Regarding renewal (where client believes it already has valid IP address in current subnet), it may (but doesn’t have to) use unicast IP/UDP communication with DHCP server which issued original lease … and in this case rogue DHCP server usually doesn’t interfere (because it hopefully won’t even receive that unicast traffic).
The problem with rogue DHCP servers, as observed by @liochan, is that they pretend to be authoritative (same as Mikrotik’s default setting) and can interfere with ongoing communication with another DHCP server also in second stage (DHCP Request / DHCP Ack) because client’s packets will reach them.

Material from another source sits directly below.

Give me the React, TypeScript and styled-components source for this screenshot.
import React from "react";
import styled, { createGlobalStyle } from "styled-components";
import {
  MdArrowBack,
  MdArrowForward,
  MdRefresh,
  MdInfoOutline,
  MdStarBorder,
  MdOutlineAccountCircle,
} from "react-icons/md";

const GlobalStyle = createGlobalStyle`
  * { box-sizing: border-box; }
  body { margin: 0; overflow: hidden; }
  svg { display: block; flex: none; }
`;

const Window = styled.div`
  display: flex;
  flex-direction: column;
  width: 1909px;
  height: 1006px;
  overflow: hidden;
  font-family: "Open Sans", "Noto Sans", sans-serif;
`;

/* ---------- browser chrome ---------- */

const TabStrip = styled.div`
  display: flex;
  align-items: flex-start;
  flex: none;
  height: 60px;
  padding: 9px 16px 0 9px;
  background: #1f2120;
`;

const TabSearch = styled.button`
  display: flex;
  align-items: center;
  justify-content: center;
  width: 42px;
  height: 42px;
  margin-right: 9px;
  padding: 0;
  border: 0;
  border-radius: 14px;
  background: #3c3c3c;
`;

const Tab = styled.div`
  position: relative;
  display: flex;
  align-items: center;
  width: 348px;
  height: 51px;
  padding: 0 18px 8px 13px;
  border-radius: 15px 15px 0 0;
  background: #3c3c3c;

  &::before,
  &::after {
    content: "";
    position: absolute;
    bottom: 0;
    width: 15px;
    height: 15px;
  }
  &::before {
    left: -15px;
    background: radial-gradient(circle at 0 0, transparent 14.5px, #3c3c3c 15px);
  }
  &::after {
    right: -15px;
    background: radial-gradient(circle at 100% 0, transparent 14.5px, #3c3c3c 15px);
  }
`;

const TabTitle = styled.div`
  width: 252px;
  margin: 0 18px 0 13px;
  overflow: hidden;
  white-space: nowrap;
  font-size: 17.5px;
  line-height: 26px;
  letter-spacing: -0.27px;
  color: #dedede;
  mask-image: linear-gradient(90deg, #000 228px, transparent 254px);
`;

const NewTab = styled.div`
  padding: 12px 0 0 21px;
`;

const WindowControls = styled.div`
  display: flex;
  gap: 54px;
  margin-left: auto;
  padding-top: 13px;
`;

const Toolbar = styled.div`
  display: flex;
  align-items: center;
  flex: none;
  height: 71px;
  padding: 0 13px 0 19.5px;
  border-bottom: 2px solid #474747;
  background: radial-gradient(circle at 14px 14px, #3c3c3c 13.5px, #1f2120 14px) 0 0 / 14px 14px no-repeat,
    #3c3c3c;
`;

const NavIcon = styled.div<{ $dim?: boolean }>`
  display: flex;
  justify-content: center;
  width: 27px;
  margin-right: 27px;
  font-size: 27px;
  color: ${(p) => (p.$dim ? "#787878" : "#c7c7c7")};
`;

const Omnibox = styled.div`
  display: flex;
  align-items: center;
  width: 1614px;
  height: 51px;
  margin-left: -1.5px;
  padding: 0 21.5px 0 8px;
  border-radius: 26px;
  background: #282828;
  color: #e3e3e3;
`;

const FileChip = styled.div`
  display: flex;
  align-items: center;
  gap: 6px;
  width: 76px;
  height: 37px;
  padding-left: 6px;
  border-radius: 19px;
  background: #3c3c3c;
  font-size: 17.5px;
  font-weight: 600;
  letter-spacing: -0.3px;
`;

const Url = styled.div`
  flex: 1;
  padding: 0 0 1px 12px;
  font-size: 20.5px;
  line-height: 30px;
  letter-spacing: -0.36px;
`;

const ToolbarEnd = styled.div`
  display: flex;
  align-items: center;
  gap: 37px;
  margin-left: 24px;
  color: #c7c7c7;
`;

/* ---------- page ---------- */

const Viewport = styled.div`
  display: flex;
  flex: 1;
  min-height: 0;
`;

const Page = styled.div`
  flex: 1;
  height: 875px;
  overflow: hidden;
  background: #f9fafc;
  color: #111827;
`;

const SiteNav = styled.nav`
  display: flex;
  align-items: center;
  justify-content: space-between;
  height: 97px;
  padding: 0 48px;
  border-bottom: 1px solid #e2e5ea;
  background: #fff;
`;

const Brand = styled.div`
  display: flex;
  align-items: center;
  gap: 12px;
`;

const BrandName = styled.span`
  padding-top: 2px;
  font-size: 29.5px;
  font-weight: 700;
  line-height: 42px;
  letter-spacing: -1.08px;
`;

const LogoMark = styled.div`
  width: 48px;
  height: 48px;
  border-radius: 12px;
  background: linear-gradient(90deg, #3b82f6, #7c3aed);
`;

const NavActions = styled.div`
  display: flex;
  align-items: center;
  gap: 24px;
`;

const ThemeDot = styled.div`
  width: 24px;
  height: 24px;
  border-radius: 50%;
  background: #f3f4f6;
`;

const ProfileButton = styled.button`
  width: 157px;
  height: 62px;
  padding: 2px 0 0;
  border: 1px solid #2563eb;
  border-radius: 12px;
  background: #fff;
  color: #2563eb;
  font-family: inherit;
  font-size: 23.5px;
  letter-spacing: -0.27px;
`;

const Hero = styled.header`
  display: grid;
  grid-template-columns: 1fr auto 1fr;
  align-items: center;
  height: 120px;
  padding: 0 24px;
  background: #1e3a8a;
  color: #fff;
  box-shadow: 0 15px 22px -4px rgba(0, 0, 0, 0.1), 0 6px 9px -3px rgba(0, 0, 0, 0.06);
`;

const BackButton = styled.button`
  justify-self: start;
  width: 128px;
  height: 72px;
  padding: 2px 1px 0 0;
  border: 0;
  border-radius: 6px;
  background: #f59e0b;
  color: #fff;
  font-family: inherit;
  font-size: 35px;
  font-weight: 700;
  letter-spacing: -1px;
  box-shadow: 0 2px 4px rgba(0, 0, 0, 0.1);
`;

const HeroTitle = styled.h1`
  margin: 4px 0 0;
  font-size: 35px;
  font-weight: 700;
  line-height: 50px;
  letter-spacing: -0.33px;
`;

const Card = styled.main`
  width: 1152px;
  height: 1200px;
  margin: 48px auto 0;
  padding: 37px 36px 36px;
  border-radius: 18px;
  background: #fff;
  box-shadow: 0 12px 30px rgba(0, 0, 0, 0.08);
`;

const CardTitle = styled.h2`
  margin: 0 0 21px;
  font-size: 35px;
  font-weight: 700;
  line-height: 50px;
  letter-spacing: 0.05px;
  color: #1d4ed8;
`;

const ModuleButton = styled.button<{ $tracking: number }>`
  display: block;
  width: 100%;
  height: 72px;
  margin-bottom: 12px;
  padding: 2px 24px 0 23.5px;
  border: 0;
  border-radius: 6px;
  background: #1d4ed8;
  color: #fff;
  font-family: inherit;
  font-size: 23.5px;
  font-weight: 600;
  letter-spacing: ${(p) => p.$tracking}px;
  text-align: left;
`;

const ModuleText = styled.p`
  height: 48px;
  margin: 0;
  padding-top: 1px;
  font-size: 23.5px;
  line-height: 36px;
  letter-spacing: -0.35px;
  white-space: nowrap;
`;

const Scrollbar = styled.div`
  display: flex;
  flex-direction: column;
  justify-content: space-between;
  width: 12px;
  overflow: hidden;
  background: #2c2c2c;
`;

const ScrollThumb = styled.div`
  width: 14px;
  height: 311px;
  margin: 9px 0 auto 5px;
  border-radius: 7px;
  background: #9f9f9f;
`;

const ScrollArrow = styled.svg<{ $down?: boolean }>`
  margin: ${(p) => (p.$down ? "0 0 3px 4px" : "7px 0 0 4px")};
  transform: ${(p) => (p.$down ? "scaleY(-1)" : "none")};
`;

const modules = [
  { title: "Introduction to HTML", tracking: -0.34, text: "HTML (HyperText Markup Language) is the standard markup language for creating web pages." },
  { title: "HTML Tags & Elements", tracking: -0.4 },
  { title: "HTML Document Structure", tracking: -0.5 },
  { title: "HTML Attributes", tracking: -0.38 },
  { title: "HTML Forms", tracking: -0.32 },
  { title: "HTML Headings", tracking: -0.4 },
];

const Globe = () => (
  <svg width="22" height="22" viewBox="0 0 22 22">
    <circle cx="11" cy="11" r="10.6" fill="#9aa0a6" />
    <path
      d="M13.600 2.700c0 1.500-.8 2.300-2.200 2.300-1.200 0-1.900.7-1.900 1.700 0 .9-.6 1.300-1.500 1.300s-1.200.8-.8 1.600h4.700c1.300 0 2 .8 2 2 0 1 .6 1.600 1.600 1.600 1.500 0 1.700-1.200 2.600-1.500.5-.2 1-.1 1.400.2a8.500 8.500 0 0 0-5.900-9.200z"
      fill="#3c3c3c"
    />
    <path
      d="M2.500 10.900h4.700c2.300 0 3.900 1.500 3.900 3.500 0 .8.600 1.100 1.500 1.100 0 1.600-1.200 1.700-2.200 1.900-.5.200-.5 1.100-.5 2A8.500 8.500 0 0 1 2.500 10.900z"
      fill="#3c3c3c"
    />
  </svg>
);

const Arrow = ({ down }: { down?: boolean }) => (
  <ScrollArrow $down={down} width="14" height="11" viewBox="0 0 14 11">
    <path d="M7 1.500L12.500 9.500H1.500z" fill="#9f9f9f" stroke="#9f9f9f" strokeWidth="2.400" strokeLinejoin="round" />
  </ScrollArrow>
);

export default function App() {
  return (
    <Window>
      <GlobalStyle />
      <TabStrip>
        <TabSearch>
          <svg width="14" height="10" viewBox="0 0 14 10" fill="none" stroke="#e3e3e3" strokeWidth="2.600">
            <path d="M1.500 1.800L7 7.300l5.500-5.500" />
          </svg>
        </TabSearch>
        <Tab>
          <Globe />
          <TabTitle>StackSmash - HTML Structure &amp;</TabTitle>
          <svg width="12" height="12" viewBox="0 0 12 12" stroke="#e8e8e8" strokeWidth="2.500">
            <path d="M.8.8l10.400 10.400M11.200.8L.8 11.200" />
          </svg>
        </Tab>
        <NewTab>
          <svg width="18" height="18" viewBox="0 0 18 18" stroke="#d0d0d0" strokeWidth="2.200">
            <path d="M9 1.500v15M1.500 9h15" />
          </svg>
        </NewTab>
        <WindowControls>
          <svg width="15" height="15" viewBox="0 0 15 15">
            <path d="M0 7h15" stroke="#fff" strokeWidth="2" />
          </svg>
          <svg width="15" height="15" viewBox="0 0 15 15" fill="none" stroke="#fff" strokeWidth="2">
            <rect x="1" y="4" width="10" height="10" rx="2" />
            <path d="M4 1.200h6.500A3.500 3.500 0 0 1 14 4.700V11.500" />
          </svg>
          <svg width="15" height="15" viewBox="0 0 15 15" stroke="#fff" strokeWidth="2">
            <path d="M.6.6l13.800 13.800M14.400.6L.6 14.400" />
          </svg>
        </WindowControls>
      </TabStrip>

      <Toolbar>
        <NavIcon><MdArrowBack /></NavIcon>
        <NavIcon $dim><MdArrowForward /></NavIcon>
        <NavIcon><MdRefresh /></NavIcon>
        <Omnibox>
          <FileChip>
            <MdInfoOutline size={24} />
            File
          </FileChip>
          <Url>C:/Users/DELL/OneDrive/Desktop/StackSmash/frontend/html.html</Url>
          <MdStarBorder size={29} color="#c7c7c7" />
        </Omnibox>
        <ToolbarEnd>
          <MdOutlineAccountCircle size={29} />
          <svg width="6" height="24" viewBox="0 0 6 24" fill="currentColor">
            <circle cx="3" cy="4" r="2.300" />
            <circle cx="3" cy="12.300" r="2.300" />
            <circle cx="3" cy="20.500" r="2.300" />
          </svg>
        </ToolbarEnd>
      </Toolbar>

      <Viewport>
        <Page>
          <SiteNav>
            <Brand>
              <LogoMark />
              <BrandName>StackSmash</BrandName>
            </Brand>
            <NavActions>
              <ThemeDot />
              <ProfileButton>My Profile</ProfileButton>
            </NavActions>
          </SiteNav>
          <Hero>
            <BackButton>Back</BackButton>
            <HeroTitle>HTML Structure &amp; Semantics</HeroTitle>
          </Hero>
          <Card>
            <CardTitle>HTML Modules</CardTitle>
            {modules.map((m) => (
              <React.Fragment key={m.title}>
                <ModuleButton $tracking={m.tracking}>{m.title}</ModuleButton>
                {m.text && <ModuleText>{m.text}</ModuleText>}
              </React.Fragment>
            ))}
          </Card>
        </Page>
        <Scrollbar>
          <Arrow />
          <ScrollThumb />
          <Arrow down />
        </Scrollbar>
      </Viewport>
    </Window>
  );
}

I changed a network management and configuration by adding a mikrotik HAP ac 3
Regarding renewal (where client believes it already has valid IP address in current subnet), it may (but doesn’t have to) use unicast IP/UDP communication with DHCP server which issued original lease … and in this case rogue DHCP server usually doesn’t interfere (because it hopefully won’t even receive that unicast traffic).
Is the hAP ac3 the rogue here in this case ? As the ISP or Zyxel were the original ones, from before the change. And I understood that even a switched off client keeps its lease stored (registry?) for the lease time assigned.
Hunting for a renewal log may take some time if the lease time is long, as roaming between multiple MT routers on same SSID, same LAN, different AP does not trigger any DHCP action at all.